Suriye krizi ve Erdoğan-Gülen çatışması

Suriye krizi bu çatışmanın yine berrak biçimde su yüzüne çıktığı son başlık olmuştur. Bilindiği gibi hem Erdoğan-Davutoğlu çizgisi hem de Gülen cemaati Suriye’de Esad rejiminin devrilmesinde aktif bir rol oynamayı savunmaktadır. Ancak gelişmeler öyle gösteriyor ki, iki odağın arasının açılması sonucunda ortak politika savundukları alanlarda bile aynı doğrultuyu benimsemeleri mümkün olmuyor.

ABD yanlısı ve İsrailci Fethullah Gülen cephesinden ilk defa ABD’nin kışkırtmasına gelmeyelim uyarıları gelmeye başlamıştır.

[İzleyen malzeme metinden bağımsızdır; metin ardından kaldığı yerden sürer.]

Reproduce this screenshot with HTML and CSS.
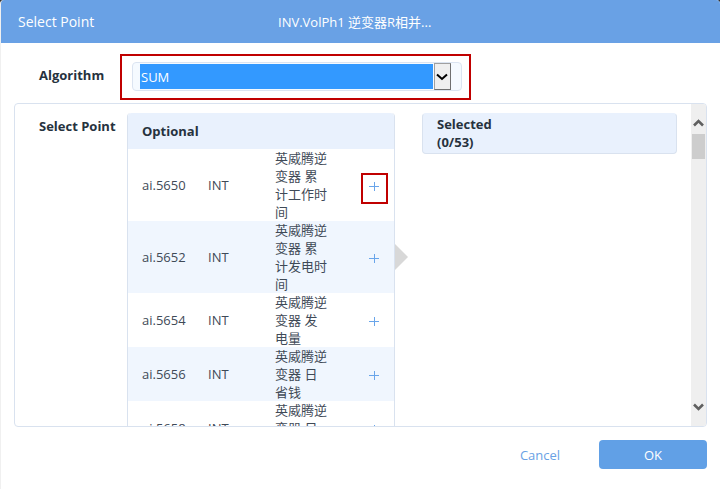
FILE: index.html
```html
<!DOCTYPE html>
<html lang="zh-CN">
<head>
<meta charset="utf-8">
<title>Select Point</title>
<link rel="stylesheet" href="styles.css">
</head>
<body>
<div class="dialog">
  <header class="dialog-header">
    <h1 class="dialog-title">Select Point</h1>
    <span class="dialog-target">INV.VolPh1 逆变器R相并...</span>
  </header>
  <main class="dialog-body">
    <div class="field">
      <label class="field-label" for="algorithm">Algorithm</label>
      <div class="field-highlight">
        <div class="select-box">
          <select class="select" id="algorithm"><option>SUM</option></select>
          <span class="select-arrow">
            <svg width="12" height="8" viewBox="0 0 12 8" aria-hidden="true"><path d="M1 1.5 L6 6 L11 1.5" fill="none" stroke="#000" stroke-width="2"/></svg>
          </span>
        </div>
      </div>
    </div>
    <section class="panel">
      <div class="panel-content">
        <h2 class="panel-label">Select Point</h2>
        <div class="list">
          <h3 class="list-header">Optional</h3>
          <table class="points">
            <colgroup><col class="col-id"><col class="col-type"><col class="col-name"><col></colgroup>
            <tbody>
              <tr><td>ai.5650</td><td>INT</td><td class="name">英威腾逆变器 累计工作时间</td><td><button class="add add-marked" type="button" aria-label="Add"><svg width="10" height="10" viewBox="0 0 10 10"><path d="M0 5.5H10M5.5 1V10"/></svg></button></td></tr>
              <tr><td>ai.5652</td><td>INT</td><td class="name">英威腾逆变器 累计发电时间</td><td><button class="add" type="button" aria-label="Add"><svg width="10" height="10" viewBox="0 0 10 10"><path d="M0 5.5H10M5.5 1V10"/></svg></button></td></tr>
              <tr><td>ai.5654</td><td>INT</td><td class="name">英威腾逆变器 发电量</td><td><button class="add" type="button" aria-label="Add"><svg width="10" height="10" viewBox="0 0 10 10"><path d="M0 5.5H10M5.5 1V10"/></svg></button></td></tr>
              <tr><td>ai.5656</td><td>INT</td><td class="name">英威腾逆变器 日省钱</td><td><button class="add" type="button" aria-label="Add"><svg width="10" height="10" viewBox="0 0 10 10"><path d="M0 5.5H10M5.5 1V10"/></svg></button></td></tr>
              <tr><td>ai.5658</td><td>INT</td><td class="name last">英威腾逆变器 日</td><td><button class="add" type="button" aria-label="Add"><svg width="10" height="10" viewBox="0 0 10 10"><path d="M0 5.5H10M5.5 1V10"/></svg></button></td></tr>
            </tbody>
          </table>
        </div>
        <div class="transfer"></div>
        <div class="selected">
          <h3 class="selected-header">Selected<br>(0/53)</h3>
        </div>
      </div>
      <div class="scrollbar">
        <svg width="11" height="8" viewBox="0 0 11 8" aria-hidden="true"><path d="M1 6.5 L5.5 2 L10 6.5" fill="none" stroke="#606060" stroke-width="2.6"/></svg>
        <div class="scrollbar-thumb"></div>
        <svg class="scrollbar-down" width="11" height="8" viewBox="0 0 11 8" aria-hidden="true"><path d="M1 1.5 L5.5 6 L10 1.5" fill="none" stroke="#606060" stroke-width="2.6"/></svg>
      </div>
    </section>
  </main>
  <footer class="dialog-footer">
    <button class="button button-cancel" type="button">Cancel</button>
    <button class="button button-ok" type="button">OK</button>
  </footer>
</div>
</body>
</html>
```
FILE: styles.css
```css
* {
  box-sizing: border-box;
}

body {
  margin: 0;
  background: #333;
  color: #3f4a57;
  font: 13px/18px "Open Sans", "Noto Sans CJK SC", sans-serif;
}

h1, h2, h3 {
  margin: 0;
  font-size: 13px;
  color: #26323e;
}

button, select {
  font: inherit;
}

.dialog {
  display: flex;
  flex-direction: column;
  height: 100vh;
  overflow: hidden;
  background: #fff;
  border-left: 1px solid #f0f0f0;
  border-radius: 4px 4px 0 0;
}

.dialog-header {
  display: grid;
  grid-template-columns: 260px 1fr;
  align-items: center;
  flex: none;
  height: 43px;
  margin-left: -1px;
  padding: 0 18px;
  background: #69a1e5;
  color: #fff;
}

.dialog-title {
  font-size: 14px;
  font-weight: 400;
  color: #fff;
}

.dialog-body {
  display: flex;
  flex: 1;
  flex-direction: column;
  gap: 3px;
  min-height: 0;
  padding: 11px 13px 0;
}

.field {
  display: flex;
  flex: none;
  align-items: center;
}

.field-label {
  width: 106px;
  padding: 0 0 4px 25px;
  font-weight: 700;
  color: #26323e;
}

.field-highlight {
  flex: 0 1 351px;
  padding: 6px 7px 7px 10px;
  border: 2px solid #c00000;
}

.select-box {
  display: flex;
  gap: 1px;
  height: 29px;
  padding: 0 10px 0 7px;
  background: #f5faff;
  border: 1px solid #dbe4f1;
  border-radius: 4px;
}

.select {
  flex: 1;
  min-width: 0;
  margin: 1px 0;
  padding: 0 1px;
  appearance: none;
  border: 0;
  border-radius: 0;
  background: #3399ff;
  color: #fff;
}

.select-arrow {
  display: flex;
  flex: none;
  align-items: center;
  justify-content: center;
  width: 17px;
  padding-right: 2px;
  background: #efefef;
  border: 1px solid #a0a0a0;
  border-right-color: #707070;
  border-bottom-color: #707070;
}

.panel {
  display: flex;
  flex: 1;
  min-height: 0;
  overflow: hidden;
  border: 1px solid #d9e2ef;
  border-radius: 4px;
}

.panel-content {
  display: flex;
  flex: 1;
  align-items: flex-start;
  padding: 9px 14px 0 24px;
}

.panel-label {
  flex: none;
  width: 88px;
  padding-top: 4px;
}

.list {
  flex: 1 1 268px;
  border: 1px solid #d9e2ef;
  border-top: 0;
  border-radius: 4px 4px 0 0;
}

.list-header {
  padding: 9px 14px;
  background: #e9f1fd;
  border-radius: 4px 4px 0 0;
}

.points {
  width: 100%;
  table-layout: fixed;
  border-collapse: collapse;
}

.points tr:nth-child(even) {
  background: #f0f6fe;
}

.points td {
  padding: 0;
}

.points td:first-child {
  padding-left: 14px;
}

.points .name {
  padding-right: 27px;
}

.points .last {
  padding-bottom: 18px;
}

.col-id {
  width: 80px;
}

.col-type {
  width: 67px;
}

.col-name {
  width: 80px;
}

.add {
  display: flex;
  align-items: center;
  justify-content: center;
  width: 27px;
  height: 31px;
  margin: 6px auto 0;
  padding: 0 2px 4px 0;
  background: none;
  border: 2px solid transparent;
}

.add-marked {
  border-color: #c00000;
}

.add path {
  fill: none;
  stroke: #69a5ea;
}

.transfer {
  flex: none;
  width: 27px;
  padding-top: 131px;
}

.transfer::before {
  content: "";
  display: block;
  width: 0;
  border: 13px solid transparent;
  border-right: 0;
  border-left-color: #d8d8d8;
}

.selected {
  flex: 1 1 255px;
}

.selected-header {
  padding: 1px 14px 2px;
  background: #e9f1fd;
  border: 1px solid #d9e2ef;
  border-top-color: #e9f1fd;
  border-radius: 4px;
}

.scrollbar {
  display: flex;
  flex: none;
  flex-direction: column;
  align-items: center;
  width: 15px;
  padding: 15px 0;
  background: #efefef;
}

.scrollbar-thumb {
  width: 13px;
  height: 25px;
  margin-top: 7px;
  background: #cdcdcd;
}

.scrollbar-down {
  margin-top: auto;
}

.dialog-footer {
  display: flex;
  flex: none;
  justify-content: flex-end;
  padding: 13px 13px 20px;
}

.button {
  width: 108px;
  height: 29px;
  padding: 0;
  border: 0;
  border-radius: 4px;
}

.button-cancel {
  width: 118px;
  background: none;
  color: #69a1e5;
}

.button-ok {
  background: #61a0e6;
  color: #fff;
}
```
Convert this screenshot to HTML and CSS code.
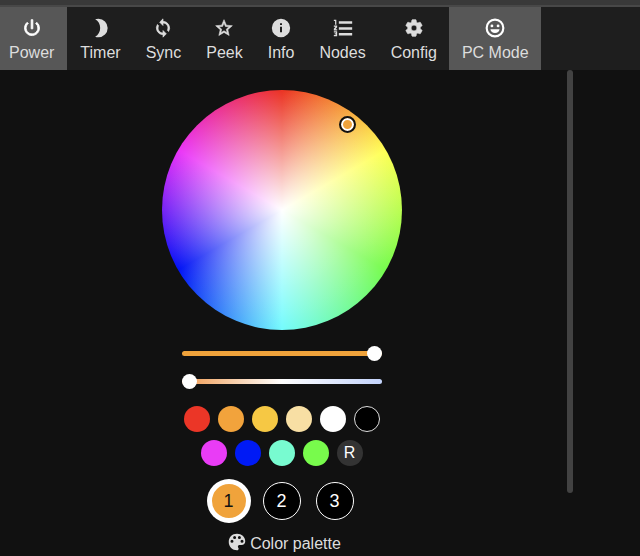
FILE: index.html
```
<!DOCTYPE html>
<html lang="en">
<head>
<meta charset="utf-8">
<title>Light control</title>
<link rel="stylesheet" href="styles.css">
</head>
<body>
<nav class="tabs">
  <button class="tab active" type="button">
    <svg class="icon" viewBox="0 0 24 24"><path d="M13 2h-2v11h2V2zm4.800 3.200l-1.400 1.400A6.900 6.900 0 0 1 19 12a7 7 0 1 1-11.400-5.400L6.200 5.200A9 9 0 1 0 21 12a8.900 8.900 0 0 0-3.200-6.800z" stroke="currentColor" stroke-width="1"/></svg>
    <span>Power</span>
  </button>
  <button class="tab" type="button">
    <svg class="icon" viewBox="0 0 24 24"><path d="M9 1c-1.800 0-3 .2-4 .6C8.800 3.500 11 7.600 11 12s-2.200 8.500-6 10.400c1 .4 2.200.6 4 .6a11 11 0 0 0 0-22z"/></svg>
    <span>Timer</span>
  </button>
  <button class="tab" type="button">
    <svg class="icon" viewBox="0 0 24 24"><path d="M12 4V1L8 5l4 4V6a6 6 0 0 1 5.250 8.800l1.460 1.460A8 8 0 0 0 12 4zm0 14a6 6 0 0 1-5.250-8.800L5.290 7.740A8 8 0 0 0 12 20v3l4-4-4-4v3z" stroke="currentColor" stroke-width=".8"/></svg>
    <span>Sync</span>
  </button>
  <button class="tab" type="button">
    <svg class="icon" viewBox="0 0 24 24"><path d="M22 9.240l-7.190-.62L12 2 9.190 8.630 2 9.240l5.460 4.730L5.820 21 12 17.270 18.180 21l-1.630-7.030L22 9.240zM12 15.400l-3.760 2.270 1-4.280-3.320-2.880 4.380-.38L12 6.100l1.710 4.040 4.380.38-3.320 2.880 1 4.280L12 15.400z" stroke="currentColor" stroke-width=".7"/></svg>
    <span>Peek</span>
  </button>
  <button class="tab" type="button">
    <svg class="icon" viewBox="0 0 24 24"><path fill-rule="evenodd" d="M12 1a11 11 0 1 0 0 22 11 11 0 0 0 0-22zm1.200 16h-2.400v-6.500h2.400V17zm0-8.500h-2.400V6.200h2.400v2.300z"/></svg>
    <span>Info</span>
  </button>
  <button class="tab" type="button">
    <svg class="icon" viewBox="0 0 24 24"><path d="M7 4h16v3H7zM7 11h16v3H7zM7 18h16v3H7zM1 2h3v6H2.500V3.500H1zM1 9h4v2l-2 2.500h2V15H1v-2l2-2.500H1zM1 16h4v6H1v-1.500h2.500v-.8H2v-1.400h1.500v-.8H1z"/></svg>
    <span>Nodes</span>
  </button>
  <button class="tab" type="button">
    <svg class="icon" viewBox="0 0 24 24"><path d="M19.430 12.980c.04-.32.070-.64.070-.98s-.03-.66-.07-.98l2.110-1.650c.19-.15.240-.42.120-.64l-2-3.460c-.12-.22-.39-.3-.61-.22l-2.490 1c-.52-.4-1.080-.73-1.690-.98l-.38-2.650A.49.49 0 0 0 14 2h-4c-.25 0-.46.180-.49.420l-.38 2.650c-.61.250-1.170.590-1.690.98l-2.490-1c-.23-.09-.49 0-.61.220l-2 3.460c-.13.220-.07.490.120.640l2.110 1.650c-.04.320-.07.650-.07.980s.03.660.07.980l-2.110 1.650c-.19.150-.24.420-.12.640l2 3.460c.12.220.39.300.61.220l2.490-1c.52.400 1.080.730 1.690.980l.38 2.650c.03.240.24.420.49.420h4c.25 0 .46-.18.490-.42l.38-2.650c.61-.25 1.170-.59 1.690-.98l2.490 1c.23.090.49 0 .61-.22l2-3.460c.12-.22.07-.49-.12-.64l-2.110-1.650zM12 15.500a3.500 3.500 0 1 1 0-7 3.500 3.500 0 0 1 0 7z" stroke="currentColor" stroke-width=".8"/></svg>
    <span>Config</span>
  </button>
  <button class="tab active" type="button">
    <svg class="icon" viewBox="0 0 24 24"><circle cx="12" cy="12" r="10" fill="none" stroke="currentColor" stroke-width="2.600"/><circle cx="8.300" cy="9.500" r="1.700"/><circle cx="15.700" cy="9.500" r="1.700"/><path d="M6.500 13.500h11a5.600 5.600 0 0 1-11 0z"/></svg>
    <span>PC Mode</span>
  </button>
</nav>
<div class="layout">
  <main class="panel">
    <div class="wheel"><span class="handle"></span></div>
    <div class="sliders">
      <input class="slider brightness" type="range" min="0" max="255" value="255" aria-label="Brightness">
      <input class="slider warmth" type="range" min="0" max="255" value="0" aria-label="White temperature">
    </div>
    <div class="swatches">
      <button class="swatch red" type="button" aria-label="Red"></button>
      <button class="swatch orange" type="button" aria-label="Orange"></button>
      <button class="swatch amber" type="button" aria-label="Amber"></button>
      <button class="swatch cream" type="button" aria-label="Warm white"></button>
      <button class="swatch white" type="button" aria-label="White"></button>
      <button class="swatch black" type="button" aria-label="Black"></button>
      <button class="swatch magenta" type="button" aria-label="Magenta"></button>
      <button class="swatch blue" type="button" aria-label="Blue"></button>
      <button class="swatch aqua" type="button" aria-label="Aqua"></button>
      <button class="swatch green" type="button" aria-label="Green"></button>
      <button class="swatch random" type="button">R</button>
    </div>
    <div class="slots">
      <button class="slot selected" type="button">1</button>
      <button class="slot" type="button">2</button>
      <button class="slot" type="button">3</button>
    </div>
    <h2 class="heading">
      <svg class="palette" viewBox="0 0 24 24"><path fill-rule="evenodd" d="M12 1C5.500 1 1 5.700 1 12s5 11 11 11c1.500 0 2.200-1 2.200-2.100 0-1.300-1-1.700-1-3 0-1.200 1-2 2.300-2H18c3 0 5-2 5-5C23 5.200 18 1 12 1zM5.300 13a2 2 0 1 1 0-4 2 2 0 0 1 0 4zm3.500-5a2 2 0 1 1 0-4 2 2 0 0 1 0 4zm6.400 0a2 2 0 1 1 0-4 2 2 0 0 1 0 4zm3.500 5a2 2 0 1 1 0-4 2 2 0 0 1 0 4z"/></svg>
      <span>Color palette</span>
    </h2>
  </main>
  <div class="scrollbar"></div>
</div>
</body>
</html>
```
FILE: styles.css
```
* {
  box-sizing: border-box;
}

body {
  margin: 0;
  background: #111;
  color: #ddd;
  font: 16px/20px "Liberation Sans", Arial, sans-serif;
  border-top: 5px solid #393939;
  overflow: hidden;
}

button {
  font: inherit;
  padding: 0;
  border: 0;
}

.tabs {
  display: flex;
  background: #1e1e1e;
  border-top: 2px solid #484848;
}

.tab {
  display: flex;
  flex-direction: column;
  align-items: center;
  gap: 5px;
  padding: 11px 12px 7px 13px;
  background: none;
  color: #ddd;
  white-space: nowrap;
}

.tab:first-child {
  padding-left: 9px;
  padding-right: 13px;
}

.tab.active {
  background: #575757;
}

.tab.active .icon {
  color: #fff;
}

.icon {
  width: 20px;
  height: 20px;
  fill: currentColor;
}

.layout {
  display: grid;
  grid-template-columns: 1fr 6px;
  padding-right: 67px;
}

.panel {
  display: flex;
  flex-direction: column;
  align-items: center;
  padding: 20px 4px 0 0;
}

.scrollbar {
  height: 423px;
  border-radius: 3px;
  background: #424242;
}

.wheel {
  position: relative;
  width: 240px;
  height: 240px;
  border-radius: 50%;
  background:
    radial-gradient(closest-side, #fff, rgba(255, 255, 255, 0)),
    conic-gradient(#eb3323, #ffff54 60deg, #75fb4c 120deg, #74fbfd 180deg, #0012f5 240deg, #ea33f7 300deg, #eb3323);
}

.handle {
  position: absolute;
  left: 74%;
  top: 11%;
  width: 17px;
  height: 17px;
  border: 2px solid #111;
  border-radius: 50%;
  background: #f0a33b;
  box-shadow: inset 0 0 0 2px #fff;
}

.sliders {
  display: flex;
  flex-direction: column;
  gap: 12px;
  margin: 15px 0 17px;
}

.slider {
  appearance: none;
  width: 200px;
  height: 16px;
  margin: 0;
  background: none;
}

.slider::-webkit-slider-runnable-track {
  height: 5px;
  border-radius: 3px;
}

.brightness::-webkit-slider-runnable-track {
  background: #f0a33b;
}

.warmth::-webkit-slider-runnable-track {
  background: linear-gradient(90deg, #f09a50, #fff 50%, #c3d3fb);
}

.slider::-webkit-slider-thumb {
  appearance: none;
  width: 15px;
  height: 15px;
  margin-top: -5px;
  border-radius: 50%;
  background: #fff;
}

.swatches {
  display: flex;
  flex-wrap: wrap;
  justify-content: center;
  gap: 8px;
  width: 200px;
}

.swatch {
  width: 26px;
  height: 26px;
  border-radius: 50%;
  color: #fff;
}

.red { background: #eb3627; }
.orange { background: #f2a33c; }
.amber { background: #f6c844; }
.cream { background: #f8dfa4; }
.white { background: #fff; }
.black { background: #000; border: 1px solid #ddd; }
.magenta { background: #e93cf6; }
.blue { background: #001af5; }
.aqua { background: #78fbd0; }
.green { background: #78fb4c; }
.random { background: #333; }

.slots {
  display: flex;
  gap: 15px;
  margin: 16px 0 13px;
}

.slot {
  width: 38px;
  height: 38px;
  border: 1px solid #fff;
  border-radius: 50%;
  background: #000;
  color: #fff;
  font-size: 18px;
}

.slot.selected {
  border-width: 2px;
  box-shadow: 0 0 0 3px #fff;
  background: #f0a33b;
  color: #111;
}

.heading {
  display: flex;
  align-items: flex-end;
  gap: 4px;
  margin: 0;
  padding-left: 6px;
  font-size: 16px;
  line-height: 18px;
  font-weight: normal;
}

.palette {
  width: 18px;
  height: 18px;
  margin-bottom: 2px;
  fill: currentColor;
}
```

Hüseyin Gülerce açıkça şu satırları yazıyor: “Türkiye illa ABD'nin, AB'nin dümen suyunda bir ülke mi olmalıdır? Tamam, dünyadan kopmayalım, ama kendimiz kalarak, kendi değerlerimiz üzerinde güçlenerek dünya ile entegre olalım. ABD ile de, AB ile de pazarlık gücümüz olsun. Türkiye onlara ne kadar ihtiyaç duyuyorsa, onlar da Türkiye'ye, özellikle medeniyetler ittifakı, küresel barış adına o kadar ihtiyaç duyduklarını anlamalı değiller mi?”

Düzen güçleri yeniden kümeleniyor

Daha önce İsrail politikasını aynı anlayışla savunan Erdoğan’la cemaatin rolleri değişmiş gibi görünmesinin sebebi Fethullah Gülen cemaatinin hem içeride hem dışarıda giderek oyunun dışına çıkmakta olduğunu düşünmesidir. Bu durumda cemaat yeniden inisiyatif kazanmak için AKP’yi sıkıştıracak yeni hamleler yapabilir. AKP-CHP ittifakının Erdoğan-Gülen ittifakının yerini alıp alamayacağını ya da AKP tabanının bu durumu nasıl karşılayacağını tam olarak kestirmek güçtür. Ancak söylenebilecek şey karşı-devrim cephesinde açık bir yeniden kümelenmenin olduğudur. Bu yeniden kümelenme içeride ve bölgede daha büyük bir gerici karşı devrimci saldırının hazırlığıdır.

 

Bu yazı Gerçek Gazetesi'nin Temmuz 2012 tarihli 33. sayısında yayınlanmıştır.